I have always tried to idealize my grandfather, who I have heard from various people was quite progressive for his day in his racial views. The only friends of his I’ve ever heard of were all minorities. He kept a book called “Why America Fights” by Sherwood Eddy, which says in part, that America was fighting in WWII to bring about ‘social justice’; and that after the War we needed to focus on bringing ‘social justice’ to our land with regard to the races; that it was our Christian duty to do so. He held this little booklet as so important that he made sure to keep it in pristine condition from the time he got in 1942 to the time he died in 1975. I never got to meet him, so he stands more as an ideal than someone I could actually listen to or take advice from. My other grandfather isn’t bigoted, but he doesn’t speak much about anything, he is generally silent, so there is not much to be gotten from him.

I would like to be more like my grandfathers, and less like my parents. It is a struggle. It’s a struggle that leads me to even have a love/hate relationship with EVERYTHING Baby Boomer related.

Internally, a part of me knows these things are wrong, and works to fight against what I was taught.

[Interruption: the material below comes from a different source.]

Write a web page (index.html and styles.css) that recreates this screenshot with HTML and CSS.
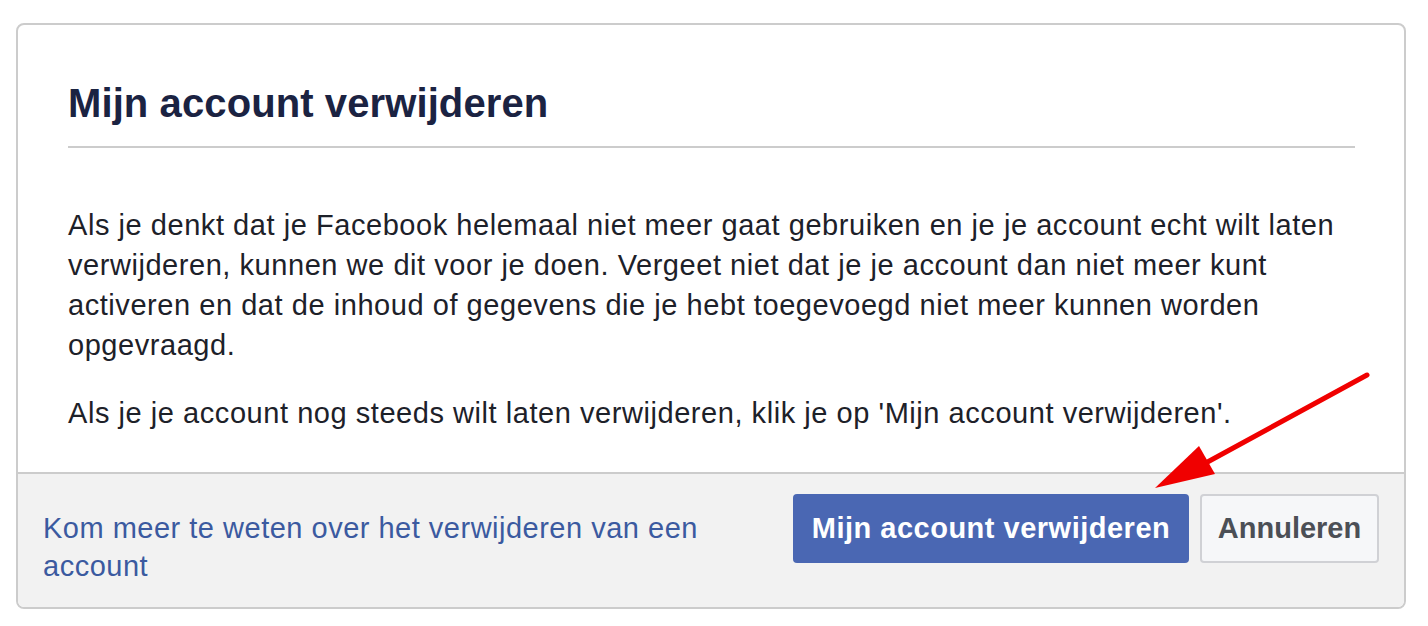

Another part of me is bitter at the world and bitter toward life in general and clings to these hatreds because hatred is easy to cling to; When you fuck things up, it’s easy to blame others rather than yourself. When you see society changing, it’s easy, almost instinctual, to believe that the things you were told were going to happen, are happening. Thus at times I’ll come off like a relatively nice Leftist person, because that’s myself - my enlightened self - talking. When I say stupid alt-right shit, that’s the part of me that was raised to feel that way talking. It’s a struggle. There is also a heavy element of pride as well as a degree of Narcissism in there (then again, my generation is said to be the most Narcissistic).

Bigotry is a security blanket. That’s all it is. It’s a hard blanket to shake off.